SENATOR RON WYDEN ON PROTECTING AMERICANS PRIVACY:

“While CBP’s routinely conducts warrantless border searches of Americans’ electronic devices, in practice most Americans will still have the ability to protect their privacy,” Wyden said.

BACKGROUND:
  • In July 2022, American Faith reported on data compiled by the ACLU revealing the Department of Homeland Security buying “huge volumes” of U.S. residents’ cell phone data and sidestepping Fourth Amendment protections against unreasonable government searches and seizures.
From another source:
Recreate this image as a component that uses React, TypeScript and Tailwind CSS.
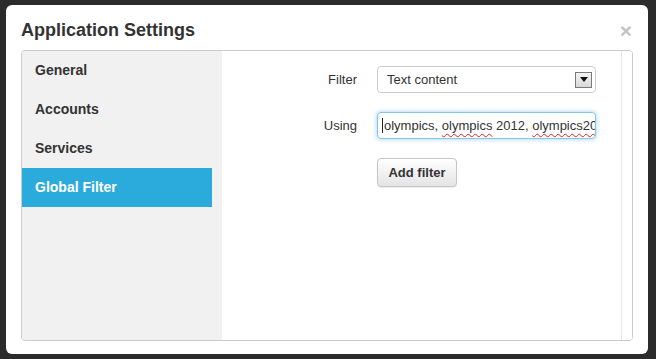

  • The records obtained by the ACLU showed “the government’s attempts to wash its hands of any accountability in purchasing people’s sensitive location data when it would otherwise need a warrant,” Shreya Tewari, the Brennan fellow for the ACLU’s Speech, Privacy, and Technology Project, said in a statement. 
  • “Data brokers gather incredibly private details like individuals’ sex, age, gender, geolocation, and health information; they can also collect internet-search histories that reveal even more sensitive information about people,” said members of the Disinfo Defense League. “This data is accessible to any intelligence community entities with the dollars to spend for it.”